To start the upgrade to A/UX 3.1, you first need to add the disk image containing the upgrade to your qemu-aux.bat file:

-device scsi-cd,scsi-id=3,drive=cd0 ^
-drive file=AUX_3.1_Update.iso,format=raw,media=cdrom,if=none,id=cd0

Save the file and start qemu-aux.bat

After boot has completed, the CD image with the updater appears on the desktop.

Upgrade to A/UX 3.1.1

For your convenience, the AWS Tune-up 2.0 has been included on the boot floppy you used before.
So re-add the bootfloppy to the command line and boot A/UX, then follow the steps in the readme to install the update.

Running qemu-system-m68k with NETBSD guests in macOS

The traditional way of installing NETBSD takes place from inside Mac OS, so to use this guide you need an already running system. The guide assumes you have Mac OS 8.1 installed and you are installing NetBSB 9.3
So create an additional disk image onto which you can install NetBSD.

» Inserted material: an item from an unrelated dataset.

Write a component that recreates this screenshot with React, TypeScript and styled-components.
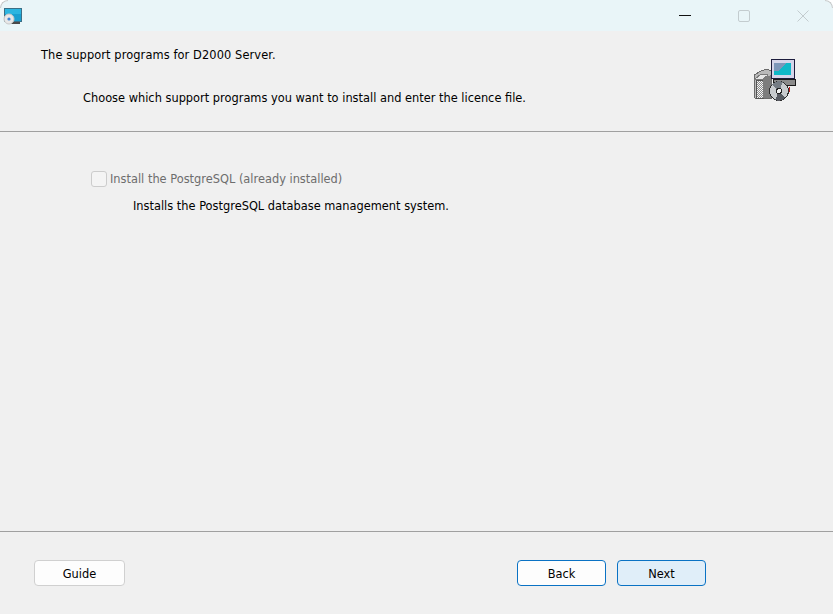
import styled, { createGlobalStyle } from "styled-components";

const GlobalStyle = createGlobalStyle`
  html, body {
    margin: 0;
    padding: 0;
    background: #ffffff;
  }
`;

const Window = styled.div`
  width: 833px;
  height: 614px;
  display: flex;
  flex-direction: column;
  background: #f0f0f0;
  border-radius: 8px 8px 0 0;
  overflow: hidden;
  font-family: "DejaVu Sans", sans-serif;
  font-size: 11.4px;
  color: #000000;
`;

const TitleBar = styled.div`
  position: relative;
  height: 31px;
  flex-shrink: 0;
  display: flex;
  align-items: center;
  justify-content: space-between;
  background: #e9f5f8;
  padding: 0 0 0 3px;
  box-sizing: border-box;

  &::before,
  &::after {
    content: "";
    position: absolute;
    top: 0;
    width: 8px;
    height: 8px;
    border-top: 1px solid #c8c8c8;
    box-sizing: border-box;
  }

  &::before {
    left: 0;
    border-left: 1px solid #c8c8c8;
    border-top-left-radius: 8px;
  }

  &::after {
    right: 0;
    border-right: 1px solid #c8c8c8;
    border-top-right-radius: 8px;
  }
`;

const WindowButtons = styled.div`
  display: flex;
  align-items: center;
  margin-right: 1px;
`;

const WindowButton = styled.div`
  width: 59px;
  height: 29px;
  display: flex;
  align-items: center;
  justify-content: center;
`;

const Header = styled.div`
  height: 101px;
  flex-shrink: 0;
  display: flex;
  justify-content: space-between;
  box-sizing: border-box;
  padding: 17px 36px 0 41px;
  border-bottom: 1px solid #a0a0a0;
`;

const HeaderText = styled.div`
  display: flex;
  flex-direction: column;
  gap: 28px;
  line-height: 15px;
`;

const Title = styled.div`
  letter-spacing: 0.1px;
`;

const SubTitle = styled.div`
  margin-left: 42px;
`;

const HeaderIcon = styled.div`
  margin-top: 10px;
`;

const Content = styled.div`
  flex: 1;
  box-sizing: border-box;
  padding: 39px 0 0 91px;
  border-bottom: 1px solid #a0a0a0;
`;

const OptionRow = styled.div`
  display: flex;
  align-items: center;
  gap: 3px;
  color: #6d6d6d;
  line-height: 16px;
`;

const CheckBox = styled.div`
  width: 16px;
  height: 16px;
  box-sizing: border-box;
  border: 1px solid #cccccc;
  border-radius: 3px;
  background: #f4f4f4;
`;

const OptionNote = styled.div`
  margin: 12px 0 0 42px;
  line-height: 15px;
`;

const Footer = styled.div`
  height: 82px;
  flex-shrink: 0;
  display: flex;
  align-items: flex-start;
  box-sizing: border-box;
  padding: 28px 127px 0 34px;
`;

const Button = styled.div<{ $tone?: "plain" | "focus" | "primary" }>`
  width: ${(p) => (p.$tone ? "89px" : "91px")};
  height: 26px;
  box-sizing: border-box;
  padding-top: 1px;
  display: flex;
  align-items: center;
  justify-content: center;
  border-radius: 4px;
  border: 1px solid ${(p) => (p.$tone ? "#0a72c4" : "#d0d0d0")};
  background: ${(p) => (p.$tone === "primary" ? "#e0eef9" : "#fdfdfd")};
`;

const Spacer = styled.div`
  flex: 1;
`;

const RightButtons = styled.div`
  display: flex;
  gap: 11px;
`;

const AppIcon = () => (
  <svg width="20" height="18" viewBox="0 0 20 18">
    <rect x="1.5" y="1.5" width="17" height="13" fill="#1a9fd0" stroke="#3b6f86" />
    <rect x="2" y="2" width="16" height="5" fill="#2bb5e0" />
    <rect x="8" y="15" width="9" height="2" fill="#4a4a4a" />
    <circle cx="6" cy="12" r="5" fill="#e8e8e8" stroke="#c6c6c6" />
    <circle cx="6" cy="12" r="1.6" fill="#3f87d6" />
  </svg>
);

const SetupIcon = () => (
  <svg width="44" height="44" viewBox="0 0 44 44" shapeRendering="crispEdges">
    <defs>
      <pattern id="dither" width="2" height="2" patternUnits="userSpaceOnUse">
        <rect width="2" height="2" fill="#f4f4f4" />
        <rect width="1" height="1" fill="#8a8a8a" />
        <rect x="1" y="1" width="1" height="1" fill="#8a8a8a" />
      </pattern>
    </defs>
    <path d="M1 17 L8 13 L14 11 L18 13 L18 40 L2 40 Z" fill="#b9b9b9" stroke="#6a6a6a" />
    <path d="M3 22 L10 22 L10 40 L3 40 Z" fill="url(#dither)" stroke="#555555" />
    <path d="M10 20 L18 17 L18 40 L10 40 Z" fill="#7c7c7c" />
    <path d="M2 21 L10 21 L15 17 L8 16 Z" fill="#e6e6e6" stroke="#7a7a7a" />
    <rect x="18" y="1.5" width="23" height="19" fill="#d5d5ea" stroke="#1c1c3c" />
    <rect x="21" y="5" width="17" height="12" fill="#0fb8c8" />
    <path d="M21 5 L33 5 L25 13 L21 13 Z" fill="#7d97ba" />
    <rect x="20" y="21" width="22" height="6" fill="#8c8c8c" stroke="#1a1a1a" />
    <circle cx="26" cy="33" r="9.5" fill="#c8cbce" stroke="#2e2e2e" />
    <path d="M26 33 L19 27 A9.5 9.5 0 0 1 30 24 Z" fill="#757c84" />
    <path d="M26 33 L32 40 A9.5 9.5 0 0 1 22 42 Z" fill="#585b62" />
    <circle cx="26" cy="33" r="2.5" fill="#f4f4f4" stroke="#222222" />
    <rect x="36" y="29" width="1" height="5" fill="#c02020" />
  </svg>
);

const App = () => (
  <>
    <GlobalStyle />
    <Window>
      <TitleBar>
        <AppIcon />
        <WindowButtons>
          <WindowButton>
            <svg width="12" height="2" viewBox="0 0 12 2">
              <path d="M0 0.5 H12" stroke="#111111" strokeWidth="1" />
            </svg>
          </WindowButton>
          <WindowButton>
            <svg width="12" height="12" viewBox="0 0 12 12">
              <rect x="0.5" y="0.5" width="11" height="11" rx="1.5" fill="none" stroke="#c3cccf" />
            </svg>
          </WindowButton>
          <WindowButton>
            <svg width="12" height="12" viewBox="0 0 12 12">
              <path d="M0.5 0.5 L11.5 11.5 M11.5 0.5 L0.5 11.5" stroke="#c3cccf" strokeWidth="1" />
            </svg>
          </WindowButton>
        </WindowButtons>
      </TitleBar>
      <Header>
        <HeaderText>
          <Title>The support programs for D2000 Server.</Title>
          <SubTitle>Choose which support programs you want to install and enter the licence file.</SubTitle>
        </HeaderText>
        <HeaderIcon>
          <SetupIcon />
        </HeaderIcon>
      </Header>
      <Content>
        <OptionRow>
          <CheckBox />
          Install the PostgreSQL (already installed)
        </OptionRow>
        <OptionNote>Installs the PostgreSQL database management system.</OptionNote>
      </Content>
      <Footer>
        <Button>Guide</Button>
        <Spacer />
        <RightButtons>
          <Button $tone="focus">Back</Button>
          <Button $tone="primary">Next</Button>
        </RightButtons>
      </Footer>
    </Window>
  </>
);

export default App;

qemu-img create -f raw -o size=4G netbsd93.img

Add the image and the NetBSD installation iso to the command line:

qemu-system-m68k ^
-M q800 ^
-m 128 ^
-bios Quadra800.rom ^
-drive file=pram-netbsd.img,format=raw,if=mtd ^
-display cocoa ^
-g 800x600x8 ^
-device scsi-hd,scsi-id=1,drive=hd1 ^
-drive file=system8.1.img,media=disk,format=raw,if=none,id=hd1 ^
-device scsi-hd,scsi-id=0,drive=hd0 ^
-drive file=netbsd93.img,media=disk,format=raw,if=none,id=hd0 ^
-device scsi-cd,scsi-id=3,drive=cd0 ^
-drive file=NetBSD-9.3-mac68k.iso,media=cdrom,if=none,id=cd0

Remember the scsi-id of the NetBSD drive and boot Mac OS 8.1

Preparing the hard disk image for NetBSD

Intitialise the 4 Gb target disk you just created with the Mac OS 8 drive setup program. Create one Mac partition of 400 Mb to hold a minimal Mac OS 8 installation, leaving the rest of the disk free for the NetBSD installation. You now have 3 options:

1. Install Mac OS 8 onto the new 400 Mb partition and boot from that installation before continuing with this guide 
2. Install Mac OS 8 onto the 400 Mb partition later 
3. Do not install a new Mac OS 8 and continue with this guide

Options 1 and 2 have the benefit of having all required files to boot NetBSD on one disk image, while option 3 requires you to always have to use two disk images.

Installation

(adapted from: https://cdn.netbsd.org/pub/NetBSD/NetBSD-9.2/mac68k/INSTALL.html#Installing%20the%20NetBSD%20System%20(Sysinst%20Method) )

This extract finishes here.